# Start of MATERIAL FOR THE TASK
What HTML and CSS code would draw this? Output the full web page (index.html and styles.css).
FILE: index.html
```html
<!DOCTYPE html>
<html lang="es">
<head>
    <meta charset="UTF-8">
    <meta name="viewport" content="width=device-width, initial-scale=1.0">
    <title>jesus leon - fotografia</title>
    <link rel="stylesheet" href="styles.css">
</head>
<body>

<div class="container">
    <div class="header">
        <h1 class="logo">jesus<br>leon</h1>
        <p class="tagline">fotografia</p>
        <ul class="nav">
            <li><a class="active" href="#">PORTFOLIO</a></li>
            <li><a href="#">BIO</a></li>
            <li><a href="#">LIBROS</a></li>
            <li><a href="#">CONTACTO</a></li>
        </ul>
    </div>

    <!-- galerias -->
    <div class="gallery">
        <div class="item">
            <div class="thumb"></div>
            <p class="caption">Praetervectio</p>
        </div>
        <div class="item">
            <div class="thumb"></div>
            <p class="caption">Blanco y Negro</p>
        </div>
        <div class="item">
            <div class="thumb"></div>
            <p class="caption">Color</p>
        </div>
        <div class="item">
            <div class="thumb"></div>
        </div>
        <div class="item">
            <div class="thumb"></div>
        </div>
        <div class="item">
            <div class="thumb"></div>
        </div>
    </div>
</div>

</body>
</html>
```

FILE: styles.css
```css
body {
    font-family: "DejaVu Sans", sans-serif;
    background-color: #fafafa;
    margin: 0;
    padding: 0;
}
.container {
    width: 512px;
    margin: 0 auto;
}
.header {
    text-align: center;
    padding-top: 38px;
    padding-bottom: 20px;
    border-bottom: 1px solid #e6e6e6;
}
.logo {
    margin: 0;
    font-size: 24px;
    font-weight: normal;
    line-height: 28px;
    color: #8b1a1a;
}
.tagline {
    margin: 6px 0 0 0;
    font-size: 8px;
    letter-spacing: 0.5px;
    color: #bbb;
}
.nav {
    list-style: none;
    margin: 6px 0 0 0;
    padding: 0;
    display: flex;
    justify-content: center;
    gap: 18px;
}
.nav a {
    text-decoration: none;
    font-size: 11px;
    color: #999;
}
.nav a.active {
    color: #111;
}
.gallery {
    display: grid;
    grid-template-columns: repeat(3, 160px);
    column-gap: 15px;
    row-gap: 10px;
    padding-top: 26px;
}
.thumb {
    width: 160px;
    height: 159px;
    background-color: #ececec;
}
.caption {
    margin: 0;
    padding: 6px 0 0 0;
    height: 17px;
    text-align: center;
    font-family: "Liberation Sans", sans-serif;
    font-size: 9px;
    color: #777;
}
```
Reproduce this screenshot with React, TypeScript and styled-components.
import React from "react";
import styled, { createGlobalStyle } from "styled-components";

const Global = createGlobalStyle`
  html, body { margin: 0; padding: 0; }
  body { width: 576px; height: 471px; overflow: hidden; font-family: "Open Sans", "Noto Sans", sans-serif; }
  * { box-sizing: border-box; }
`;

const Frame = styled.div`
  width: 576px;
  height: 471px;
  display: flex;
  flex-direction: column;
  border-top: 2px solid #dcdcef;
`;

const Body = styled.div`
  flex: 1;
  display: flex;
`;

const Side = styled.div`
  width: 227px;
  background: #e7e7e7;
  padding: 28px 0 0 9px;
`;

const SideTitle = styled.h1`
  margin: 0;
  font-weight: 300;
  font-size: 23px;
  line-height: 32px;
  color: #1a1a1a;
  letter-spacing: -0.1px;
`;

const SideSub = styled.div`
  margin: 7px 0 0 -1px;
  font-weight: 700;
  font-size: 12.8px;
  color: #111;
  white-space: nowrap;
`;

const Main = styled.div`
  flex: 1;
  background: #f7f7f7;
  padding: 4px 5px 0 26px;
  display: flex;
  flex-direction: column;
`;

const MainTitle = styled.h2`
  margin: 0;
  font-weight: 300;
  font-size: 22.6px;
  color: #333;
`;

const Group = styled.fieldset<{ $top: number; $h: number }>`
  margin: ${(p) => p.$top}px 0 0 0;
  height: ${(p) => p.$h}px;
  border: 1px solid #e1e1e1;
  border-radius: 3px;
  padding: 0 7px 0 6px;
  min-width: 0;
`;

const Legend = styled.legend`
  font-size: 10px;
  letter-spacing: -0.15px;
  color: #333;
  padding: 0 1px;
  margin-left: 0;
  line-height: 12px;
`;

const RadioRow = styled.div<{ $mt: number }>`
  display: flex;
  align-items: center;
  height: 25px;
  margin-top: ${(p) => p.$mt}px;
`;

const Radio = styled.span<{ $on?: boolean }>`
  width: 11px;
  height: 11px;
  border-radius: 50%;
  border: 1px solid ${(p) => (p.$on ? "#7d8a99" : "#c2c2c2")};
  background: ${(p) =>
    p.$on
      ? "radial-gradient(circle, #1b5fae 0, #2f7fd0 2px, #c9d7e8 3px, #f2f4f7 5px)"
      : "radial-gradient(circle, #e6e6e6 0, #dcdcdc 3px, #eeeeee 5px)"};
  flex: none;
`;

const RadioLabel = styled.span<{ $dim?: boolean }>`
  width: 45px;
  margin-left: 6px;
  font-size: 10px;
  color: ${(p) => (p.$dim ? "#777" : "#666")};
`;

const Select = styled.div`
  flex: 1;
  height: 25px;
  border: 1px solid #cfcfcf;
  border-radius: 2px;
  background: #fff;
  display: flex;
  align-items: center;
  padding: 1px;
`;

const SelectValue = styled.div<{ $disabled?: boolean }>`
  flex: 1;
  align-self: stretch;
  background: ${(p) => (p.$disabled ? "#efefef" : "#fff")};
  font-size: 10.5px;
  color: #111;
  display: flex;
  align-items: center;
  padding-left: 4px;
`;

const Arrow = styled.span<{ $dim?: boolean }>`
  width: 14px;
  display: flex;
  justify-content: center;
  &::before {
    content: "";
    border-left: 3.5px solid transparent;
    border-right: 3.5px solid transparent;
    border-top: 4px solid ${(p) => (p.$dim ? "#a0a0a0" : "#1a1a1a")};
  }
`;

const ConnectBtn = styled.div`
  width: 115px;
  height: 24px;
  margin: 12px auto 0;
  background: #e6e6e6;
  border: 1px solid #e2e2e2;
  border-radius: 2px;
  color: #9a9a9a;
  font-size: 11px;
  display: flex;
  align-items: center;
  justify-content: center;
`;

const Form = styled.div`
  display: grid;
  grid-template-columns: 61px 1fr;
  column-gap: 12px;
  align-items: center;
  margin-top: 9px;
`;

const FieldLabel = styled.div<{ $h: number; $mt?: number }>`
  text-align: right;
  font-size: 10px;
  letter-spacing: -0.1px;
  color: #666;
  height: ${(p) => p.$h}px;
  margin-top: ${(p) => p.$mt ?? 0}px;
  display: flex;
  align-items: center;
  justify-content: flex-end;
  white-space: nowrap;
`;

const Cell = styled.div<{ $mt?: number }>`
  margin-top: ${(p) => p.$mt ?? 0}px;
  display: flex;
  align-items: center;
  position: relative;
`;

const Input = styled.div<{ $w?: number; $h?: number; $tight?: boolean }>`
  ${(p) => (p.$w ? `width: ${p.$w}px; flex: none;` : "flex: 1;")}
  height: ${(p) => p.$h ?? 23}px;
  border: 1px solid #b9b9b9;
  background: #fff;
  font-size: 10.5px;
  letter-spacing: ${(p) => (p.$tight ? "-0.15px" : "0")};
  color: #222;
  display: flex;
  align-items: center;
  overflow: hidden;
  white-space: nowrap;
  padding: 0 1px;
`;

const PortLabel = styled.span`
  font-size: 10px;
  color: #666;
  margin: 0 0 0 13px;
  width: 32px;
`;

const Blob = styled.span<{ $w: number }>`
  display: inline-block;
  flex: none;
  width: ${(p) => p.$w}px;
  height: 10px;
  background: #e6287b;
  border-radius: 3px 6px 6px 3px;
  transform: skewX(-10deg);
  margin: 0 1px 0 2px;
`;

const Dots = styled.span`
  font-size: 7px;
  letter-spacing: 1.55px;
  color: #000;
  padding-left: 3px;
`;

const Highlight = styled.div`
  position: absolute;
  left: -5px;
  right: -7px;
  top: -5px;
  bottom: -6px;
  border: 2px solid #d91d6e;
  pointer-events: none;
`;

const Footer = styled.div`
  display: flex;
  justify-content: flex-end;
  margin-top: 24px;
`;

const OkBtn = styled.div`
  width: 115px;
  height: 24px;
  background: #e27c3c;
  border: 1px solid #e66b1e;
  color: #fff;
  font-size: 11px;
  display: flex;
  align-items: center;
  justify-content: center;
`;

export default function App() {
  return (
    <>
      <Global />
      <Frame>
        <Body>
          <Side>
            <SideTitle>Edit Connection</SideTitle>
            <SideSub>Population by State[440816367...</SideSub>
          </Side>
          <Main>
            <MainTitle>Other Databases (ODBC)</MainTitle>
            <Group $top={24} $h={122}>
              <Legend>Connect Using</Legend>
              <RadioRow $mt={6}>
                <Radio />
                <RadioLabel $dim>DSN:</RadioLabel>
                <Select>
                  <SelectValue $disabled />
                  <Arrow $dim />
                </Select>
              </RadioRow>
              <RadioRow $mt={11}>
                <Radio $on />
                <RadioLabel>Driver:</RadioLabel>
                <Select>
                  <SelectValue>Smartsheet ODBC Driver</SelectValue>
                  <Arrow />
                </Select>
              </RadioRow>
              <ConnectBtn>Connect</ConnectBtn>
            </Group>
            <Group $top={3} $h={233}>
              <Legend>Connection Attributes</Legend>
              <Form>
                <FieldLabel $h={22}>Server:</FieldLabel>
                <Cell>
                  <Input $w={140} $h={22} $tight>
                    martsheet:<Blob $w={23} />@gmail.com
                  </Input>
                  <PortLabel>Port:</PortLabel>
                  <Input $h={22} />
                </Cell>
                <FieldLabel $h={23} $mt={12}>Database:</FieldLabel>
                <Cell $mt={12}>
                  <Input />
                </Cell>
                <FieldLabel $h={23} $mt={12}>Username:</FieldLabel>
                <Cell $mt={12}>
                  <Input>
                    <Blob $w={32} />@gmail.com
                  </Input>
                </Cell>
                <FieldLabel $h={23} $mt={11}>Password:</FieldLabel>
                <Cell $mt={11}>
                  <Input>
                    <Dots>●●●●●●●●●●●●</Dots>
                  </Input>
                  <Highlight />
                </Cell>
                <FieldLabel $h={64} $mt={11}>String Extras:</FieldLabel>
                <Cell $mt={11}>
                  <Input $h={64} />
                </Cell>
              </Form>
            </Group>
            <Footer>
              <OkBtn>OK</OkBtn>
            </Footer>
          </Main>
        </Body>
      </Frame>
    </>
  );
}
# End of MATERIAL FOR THE TASK
### STATED GOAL
Give the number of lines containing the word "index". No other answer is needed.

### ANSWER TO THIS EXERCISE
2